Leu, não sabe onde, que as armas nucleares de Rússia e Estados Unidos são centenas de vezes mais poderosas que as bombas jogadas pelos americanos em Hiroshima e Nagasaki na Segunda Grande Guerra, matando cerca de 300 mil pessoas. E que um bombardeio nuclear vai mudar o eixo de rotação da Terra e provocar o rompimento da camada de ozônio que protege nosso planeta. Isso permitirá uma grande incidência de raios ultravioletas, que afetará o clima e devastará plantações. Não haverá mais alimento, nem internet, nem países com força para sobreviver à devastação. Será o fim da humanidade.

As notícias, nada animadoras, confirmam esse ceticismo: a Ucrânia pede que a OTAN e os países ocidentais fechem o espaço aéreo ucraniano, o que, em se atendendo o pedido, fará com que qualquer caça russo que entre nesse espaço aéreo seja abatido – querem pretexto maior para o início da Terceira Grande Guerra Mundial?

Meu amigo estava pasmo. Diz que, em sã consciência, ninguém pode desafiar impunemente o poderio nuclear da Rússia. Ela tem bombas para destruir todo o planeta. Mas que viu na tevê um comentarista intransigente defender que a Ucrânia deveria, sim, se filiar à OTAN e instalar um arsenal de guerra em suas terras. Opinião que, de tão estúpida, provocou um bate-boca danado.

Todas as cartas desse jogo mortal parecem estar nas mãos da Rússia. Lembra meu mensageiro do apocalipse que Putin não se importa com a paz, tem a obsessão de reerguer o império soviético, custe o que custar. E que, aos primeiros sinais dos efeitos das sanções comerciais adotadas pelo Ocidente, comentou, ameaçadoramente, que tal decisão era uma declaração de guerra.
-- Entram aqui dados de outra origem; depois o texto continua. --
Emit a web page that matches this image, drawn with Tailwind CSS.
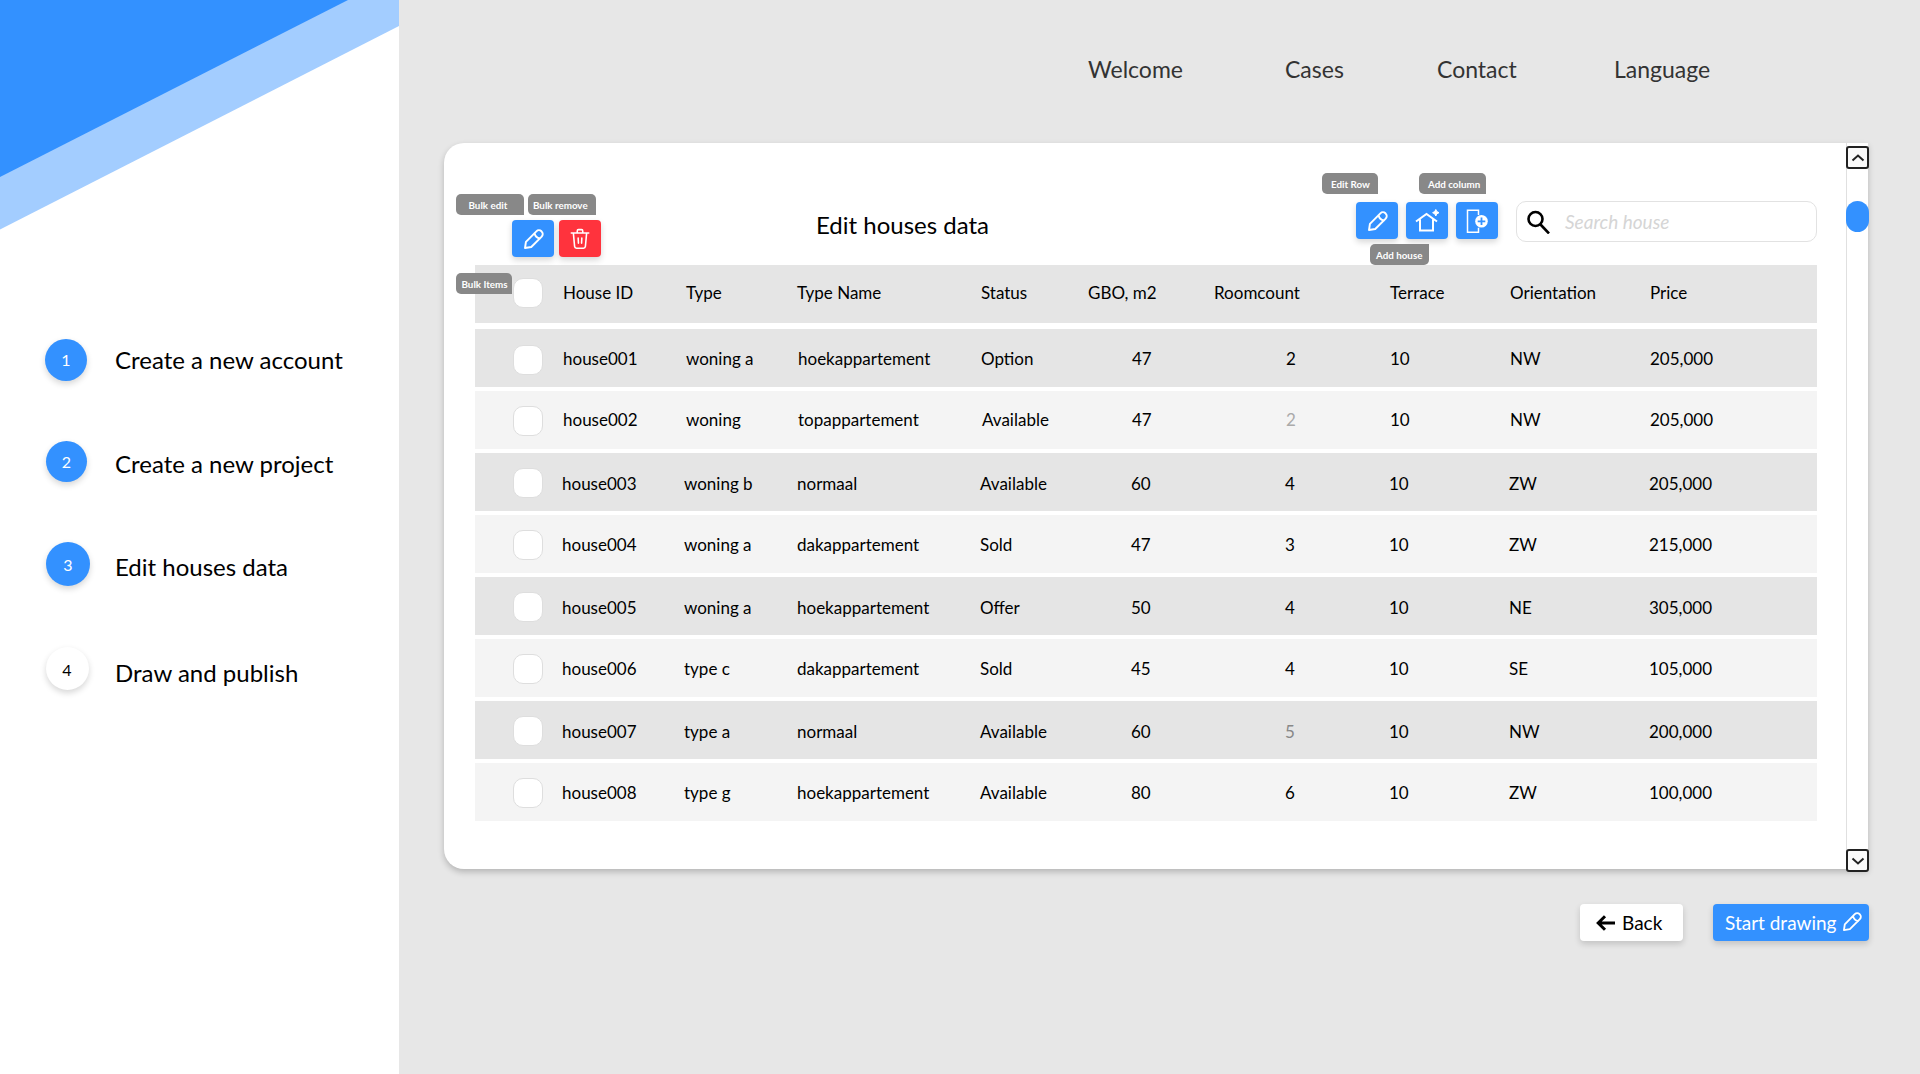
<!DOCTYPE html>
<html lang="en">
<head>
<meta charset="utf-8">
<title>Edit houses data</title>
<script src="https://cdn.jsdelivr.net/npm/@tailwindcss/browser@4"></script>
</head>
<body class="w-[1920px] h-[1074px] overflow-hidden bg-[#e7e7e7] font-['Lato',sans-serif] text-black flex">

<svg class="hidden">
  <symbol id="pencil" viewBox="0 0 24 24" fill="none" stroke="currentColor" stroke-width="2.100" stroke-linejoin="round" stroke-linecap="round">
    <path d="M2.200 21.800 3.200 15.200 14.600 3.600a3.900 3.900 0 0 1 5.500 0l.3.3a3.900 3.900 0 0 1 0 5.500L9 20.700ZM12.600 5.600c.6 3.200 2.700 5.300 5.900 5.900"/>
  </symbol>
</svg>

<aside class="relative w-[399px] h-full shrink-0 bg-white">
  <svg class="absolute left-0 top-0" width="399" height="230" viewBox="0 0 399 230">
    <path d="M0 0H399V26L0 229.500Z" fill="#a3cdff"/>
    <path d="M0 0H348L0 177Z" fill="#3391ff"/>
  </svg>
  <ol class="flex flex-col pt-[339px] pl-[45px] text-2xl leading-[42px]">
    <li class="flex items-start h-[102px]"><span class="flex items-center justify-center size-[42px] rounded-full bg-[#3391ff] text-white text-base shadow-[0_3px_6px_rgba(0,0,0,0.16)]">1</span><span class="ml-7">Create a new account</span></li>
    <li class="flex items-start h-[101px]"><span class="ml-px flex items-center justify-center size-[41px] rounded-full bg-[#3391ff] text-white text-base shadow-[0_3px_6px_rgba(0,0,0,0.16)]">2</span><span class="ml-7 pt-0.5">Create a new project</span></li>
    <li class="flex items-start h-[105px]"><span class="ml-px flex items-center justify-center size-[44px] rounded-full bg-[#3391ff] text-white text-base shadow-[0_3px_6px_rgba(0,0,0,0.16)]"><span class="pt-px">3</span></span><span class="ml-[25px] pt-1">Edit houses data</span></li>
    <li class="flex items-start"><span class="ml-px flex items-center justify-center size-[43px] rounded-full bg-white text-base shadow-[0_3px_6px_rgba(0,0,0,0.16)]"><span class="pt-[3px] pr-px">4</span></span><span class="ml-[26px] pt-[5px]">Draw and publish</span></li>
  </ol>
</aside>

<main class="flex-1 flex flex-col">
  <nav class="flex h-[143px] pt-[55px] pl-[689px] text-[23px] leading-7 text-[#333]">
    <a class="w-[197px]">Welcome</a><a class="w-[152px]">Cases</a><a class="w-[177px]">Contact</a><a>Language</a>
  </nav>

  <section class="flex ml-[45px] w-[1424px] h-[726px] rounded-l-[20px] bg-white shadow-[0_3px_6px_rgba(0,0,0,0.22)]">
    <div class="w-[1402px] pl-[31px]">
      <header class="relative flex h-[122px]">
        <div class="flex gap-[5px] pt-[77px] pl-[37px]">
          <button class="flex items-center justify-center w-[42px] h-[37px] rounded bg-[#3391ff] text-white shadow-[0_3px_6px_rgba(0,0,0,0.16)]"><svg class="ml-px size-[22px]"><use href="#pencil"/></svg></button>
          <button class="flex items-center justify-center w-[42px] h-[37px] rounded bg-[#ff333d] text-white shadow-[0_3px_6px_rgba(0,0,0,0.16)]">
            <svg class="size-[22px]" viewBox="0 0 24 24" fill="none" stroke="currentColor" stroke-width="1.700" stroke-linecap="round" stroke-linejoin="round"><path d="M2.500 5.500h19M9 5.200V3.200Q9 1.800 10.300 1.800h3.400Q15 1.800 15 3.200v2M4.800 5.800l1.300 14.300Q6.300 22 8.200 22h7.600q1.900 0 2.100-1.900L19.200 5.800M10 11l.3 5.500M14 11l-.3 5.500"/></svg>
          </button>
        </div>
        <h1 class="ml-[215px] pt-[65px] text-2xl leading-[34px]">Edit houses data</h1>
        <div class="ml-auto mr-[29px] flex pt-[59px]">
          <div class="flex gap-2">
            <button class="flex items-center justify-center w-[42px] h-[37px] rounded bg-[#3391ff] text-white shadow-[0_3px_6px_rgba(0,0,0,0.16)]"><svg class="ml-px size-[22px]"><use href="#pencil"/></svg></button>
            <button class="flex items-center justify-center w-[42px] h-[37px] rounded bg-[#3391ff] text-white shadow-[0_3px_6px_rgba(0,0,0,0.16)]">
              <svg class="size-[24px]" viewBox="0 0 24 24" fill="none" stroke="currentColor" stroke-width="2"><path d="M1 12.500 11.500 5 22 12.500M5 10.500V21.500h13V10.500"/><path d="m20.800 .5 1 2 2.200 1.200-2.200 1.200-1 2.100-1-2.100-2.200-1.200 2.200-1.200Z" fill="currentColor" stroke-width="1"/></svg>
            </button>
            <button class="flex items-center justify-center w-[42px] h-[37px] rounded bg-[#3391ff] text-white shadow-[0_3px_6px_rgba(0,0,0,0.16)]">
              <svg class="size-[24px]" viewBox="0 0 24 24" fill="none" stroke="currentColor" stroke-width="1.500"><path d="M13.500 6V1.200H2.500v22h11v-4.500"/><circle cx="16.500" cy="12.300" r="6.300" fill="currentColor" stroke="none"/><path d="M16.500 8.500v7.600M12.700 12.300h7.600" stroke="#3391ff" stroke-width="1.800"/></svg>
            </button>
          </div>
          <label class="ml-[18px] -mt-px flex items-center w-[301px] h-[41px] rounded-[10px] border border-[#e2e2e2] pl-[10px]">
            <svg class="size-[24px]" viewBox="0 0 24 24" fill="none" stroke="#000" stroke-width="2.600"><circle cx="8.500" cy="9" r="7"/><path d="m13.500 14.500 8.500 9"/></svg>
            <span class="ml-[14px] pt-px text-[19px] italic text-[#d5d5d5]">Search house</span>
          </label>
        </div>
        <span class="absolute left-[-19px] top-[51px] w-[68px] h-[21px] rounded-[5px] rounded-br-none bg-[#888] text-white text-[9.800px] leading-[23px] font-bold pl-[12.500px]">Bulk edit</span>
        <span class="absolute left-[53px] top-[51px] w-[68px] h-[21px] rounded-[5px] rounded-br-none bg-[#888] text-white text-[9.800px] leading-[23px] font-bold pl-[5px]">Bulk remove</span>
        <span class="absolute left-[-19px] top-[130px] z-10 w-[56px] h-[21px] rounded-[5px] rounded-br-none bg-[#888] text-white text-[9.800px] leading-[23px] font-bold pl-[5.500px]">Bulk Items</span>
        <span class="absolute left-[847px] top-[30px] w-[56px] h-[21px] rounded-[5px] rounded-br-none bg-[#888] text-white text-[9.800px] leading-[23px] font-bold pl-[9px]">Edit Row</span>
        <span class="absolute left-[944px] top-[30px] w-[67px] h-[21px] rounded-[5px] rounded-br-none bg-[#888] text-white text-[9.800px] leading-[23px] font-bold pl-[9px]">Add column</span>
        <span class="absolute left-[895px] top-[101px] w-[59px] h-[21px] rounded-[5px] rounded-tr-none bg-[#888] text-white text-[9.800px] leading-[23px] font-bold pl-[6px]">Add house</span>
      </header>
      <div id="rows" class="w-[1342px] flex flex-col gap-1 text-[17px] leading-6"></div>
    </div>

    <div class="relative flex flex-col items-center justify-between w-[22px] border-l border-[#e0e0e0] pt-[3px]">
      <button class="flex items-center justify-center w-[23px] h-[23px] rounded-[3px] border-2 border-[#222] bg-[#fafafa]"><svg class="size-[14px]" viewBox="0 0 14 14" fill="none" stroke="#222" stroke-width="2"><path d="m1.500 9.500 5.500-5 5.500 5"/></svg></button>
      <span class="absolute left-[-1px] top-[58px] w-[23px] h-[31px] rounded-full bg-[#3391ff]"></span>
      <button class="-mb-[3px] flex items-center justify-center w-[23px] h-[23px] rounded-[3px] border-2 border-[#222] bg-[#fafafa]"><svg class="size-[14px]" viewBox="0 0 14 14" fill="none" stroke="#222" stroke-width="2"><path d="m1.500 4.500 5.500 5 5.500-5"/></svg></button>
    </div>
  </section>

  <footer class="flex justify-end gap-[30px] pt-[35px] pr-[51px] text-[19px]">
    <button class="flex items-center w-[103px] h-[37px] rounded bg-white pl-4 shadow-[0_3px_6px_rgba(0,0,0,0.16)]">
      <svg class="w-[19px] h-[16px]" viewBox="0 0 19 16" fill="none" stroke="#000" stroke-width="3"><path d="M19 8H2.500M9 1.200 2.200 8 9 14.800"/></svg>
      <span class="ml-[7px] pt-0.5">Back</span>
    </button>
    <button class="flex items-center w-[156px] h-[37px] rounded bg-[#3391ff] pl-3 text-white shadow-[0_3px_6px_rgba(0,0,0,0.16)]">
      <span class="whitespace-nowrap pt-0.5">Start drawing</span><svg class="ml-[6px] -mt-0.5 size-[21px] shrink-0"><use href="#pencil"/></svg>
    </button>
  </footer>
</main>

<script>
const head = ['House ID','Type','Type Name','Status','GBO, m2','Roomcount','Terrace','Orientation','Price'];
const data = [
  ['house001','woning a','hoekappartement','Option','47','2','10','NW','205,000'],
  ['house002','woning','topappartement','Available','47','2','10','NW','205,000'],
  ['house003','woning b','normaal','Available','60','4','10','ZW','205,000'],
  ['house004','woning a','dakappartement','Sold','47','3','10','ZW','215,000'],
  ['house005','woning a','hoekappartement','Offer','50','4','10','NE','305,000'],
  ['house006','type c','dakappartement','Sold','45','4','10','SE','105,000'],
  ['house007','type a','normaal','Available','60','5','10','NW','200,000'],
  ['house008','type g','hoekappartement','Available','80','6','10','ZW','100,000']
];
const grid = 'grid grid-cols-[88px_123px_111px_184px_107px_126px_176px_120px_140px_1fr] h-[58px] items-start';
const box = '<span class="ml-[38px] SHIFT size-[30px] rounded-[10px] border border-[#dedede] bg-white"></span>';
let html = `<div class="${grid} bg-[#e5e5e5] pt-[16px] mb-0.5">${box.replace('SHIFT','-mt-[3px]')}${head.map(h => `<span class="whitespace-nowrap">${h}</span>`).join('')}</div>`;
data.forEach((r, i) => {
  const bg = i % 2 ? 'bg-[#f4f4f4]' : 'bg-[#e5e5e5]';
  const pad = i === 0 ? 'pt-[18px]' : i === 1 ? 'pt-[17px]' : i % 2 ? 'pt-[18px]' : 'pt-[19px]';
  const shift = i < 2 ? '-mt-[2px]' : i % 2 ? '-mt-[3px]' : '-mt-[4px]';
  html += `<div class="${grid} ${bg} ${pad}">${box.replace('SHIFT', shift)}` + r.map((c, j) => {
    const left = i > 1 ? (j === 1 ? '-ml-0.5' : j === 2 ? '' : '-ml-px') : j === 2 || (i === 1 && j === 3) ? 'ml-px' : '';
    const off = j === 4 ? 'pl-[44px]' : j === 5 ? 'pl-[72px]' : '';
    const dim = j === 5 && i === 1 ? 'text-[#aaa]' : j === 5 && i === 6 ? 'text-[#888]' : '';
    return `<span class="${left} ${off} ${dim}">${c}</span>`;
  }).join('') + '</div>';
});
document.getElementById('rows').innerHTML = html;
</script>
</body>
</html>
Lançará a primeira bomba?

Almoço indigesto esse. Voltei para casa tomado pelo pânico. Haverá amanhã? Que legado deixaremos para o universo? Será que alguma civilização distante desembarcará aqui para estudar nossos destroços? De que forma poderíamos deixar um testamento? Hieróglifos nas rochas? Um documento com fotos, textos e pen-drives numa cápsula blindada? Ou uma gravação com imagens e áudios, enviada para as lonjuras do cosmos?

Precisamos deixar para a eternidade as belezas que construímos, os talentos e realizações que tivemos em todas as áreas e etapas da evolução humana. Deixemos também nossas vergonhas e fracassos, todo o horror que cultivamos, as ambições criminosas, os preconceitos, as ofensas, as arbitrariedades, o desrespeito com os iguais. E a falta de coragem que nos fez sucumbir como humanidade.

Chego em casa e procuro um poema de uma ucraniana de nascimento, que viveu uma guerra no início do século passado: Chaya Pinkhasivna. “Naquela terra eu literalmente nunca pisei: fui carregada de colo”. Chaya tinha 1 ano quando veio para o Brasil com os pais judeus que fugiam da guerra civil russa. Aqui adotou o nome Clarice. Clarice Lispector. O poema chama-se Quero escrever o borrão vermelho de sangue. Separo um trechinho e mando para meu amigo fatalista, profeta do fim do mundo.

“Nada tenho a perder
Jogo tudo na violência
que sempre me povoou,
o grito áspero e agudo e prolongado, o grito que eu,
por falso respeito humano,
não dei. Mas aqui vai meu berro
me rasgando as profundas entranhas
de onde brota o estertor ambicionado
Quero abarcar o mundo
com o terremoto causado pelo grito
O clímax de minha vida será a morte.”